The work is complete and in the original green cloth with black cover and spine titles. The binding is tight but scuffed with spine edge wear, Text is clean with owner’s signature and 1911/1912 class year date on title page corner. The first text book authored by Wegener, in very good condition.

Alfred Lothar Wegener (1880-1930) was a German meteorologist and geophysicist and best remembered as the first scientist to formulate a complete statement of the continental drift hypothesis.

He earned his Ph.D in astronomy and meteorology from the University of Berlin and became interested in paleoclimatology making four expeditions to Greenland between 1906 and 1930. He died during his last expedition in Greenland in 1930. 

Wegener studied physics, meteorology and astronomy in Heidelberg, Berlin and Innsbruck, In Berlin, he studied thermodynamics under Max Planck and was influenced by Planck’s teaching and research methodology which he was to emulate.

 Wegener earned his PhD in astronomy from the University of Berlin.
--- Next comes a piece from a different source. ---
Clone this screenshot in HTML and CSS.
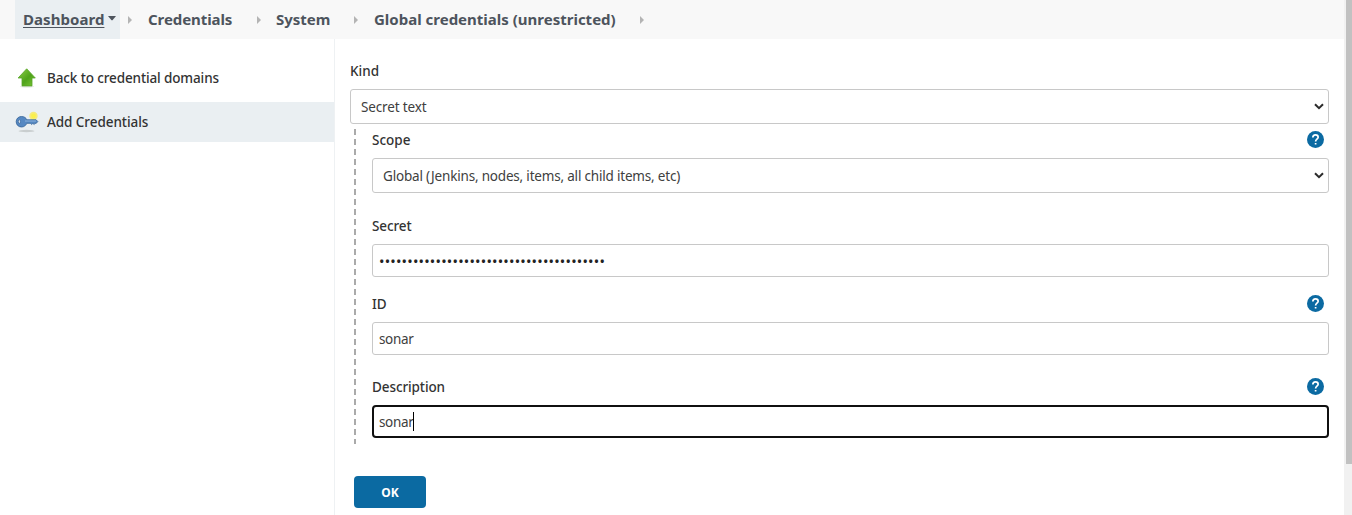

While earning his Ph.D., Wegener also took an interest in meteorology and paleoclimatology and particularly polar weather systems. Shortly after receiving his Ph.D., Wegener began teaching at the University of Marburg in Germany. He lectured on astronomy, meteorology and what he termed “astronomic-geographic position-fitting for explorers”. Both students and professors were impressed by his thinking and ability to explain difficult concepts and especially by his ability to grasp complex ideas. In 1910 he collected his meteorology class notes and drafted his "Thermodynamics of the Atmosphere," which was published in 1911 and soon became the standard text throughout Germany. After reading the text a distinguished Russian meteorologist; in a review, wrote “a new star had risen in meteorology”.